Quantum spin liquid ground state in a rare-earth triangular antiferromagnet SmTa$_7$O$_{19}$

The rare-earth-based geometrically frustrated triangular magnets have attracted considerable attention due to the intricate interplay between strong spin-orbit coupling and the crystal electric field (CEF), which often leads to effective spin-1/2 degrees of freedom and therefore promotes strong quantum fluctuations at low temperatures, thus offering an excellent route to stabilize a quantum spin liquid (QSL) ground state. We have investigated the ground state magnetic properties of a polycrystalline sample of $\text{SmTa}_7\text{O}_{19}$ which we propose to have a gapless QSL ground state by employing powder X-ray diffraction (XRD), X-ray absorption spectroscopy (XAS), DC and AC-magnetic susceptibility, $M$ vs. $H$ isotherm, specific heat, and muon spin rotation/relaxation measurements ($\mu$SR) down to 30 mK. The combined structural and electronic studies reveal the formation of an edge-sharing equilateral triangular lattice of Sm$^{3+}$ ions in $ab$ plane.

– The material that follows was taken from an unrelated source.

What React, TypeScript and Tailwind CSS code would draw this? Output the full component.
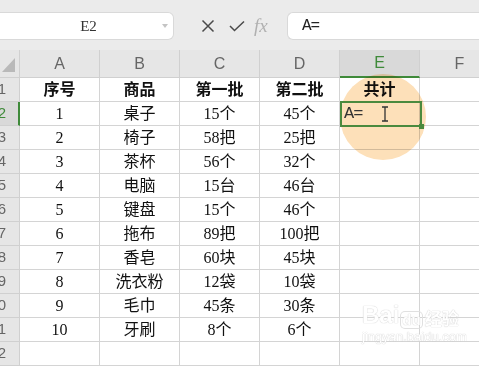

The DC, AC magnetic susceptibility, and heat capacity measurements reveal that $\text{SmTa}_7\text{O}_{19}$ does not exhibit any long-range magnetic ordering transition down to 50 mK. The zero-field (ZF)-$\mu$SR study strongly refutes the long-range magnetically ordered ground state and/or any partial spin-freezing down to at least 30 mK. The ZF-muon-spin relaxation rate is weakly temperature dependent between 50 and 20 K, rapidly increases below $\sim$20 K and saturates at low temperatures between 2 K and 30 mK, which has been attributed to a characteristic signature of QSL systems. Further, our longitudinal-field (LF)-$\mu$SR measurements at 0.1 K reveal a dynamic nature of the magnetic ground state. In addition, our high-field specific heat data suggest a gapless nature of spin excitations in this compound.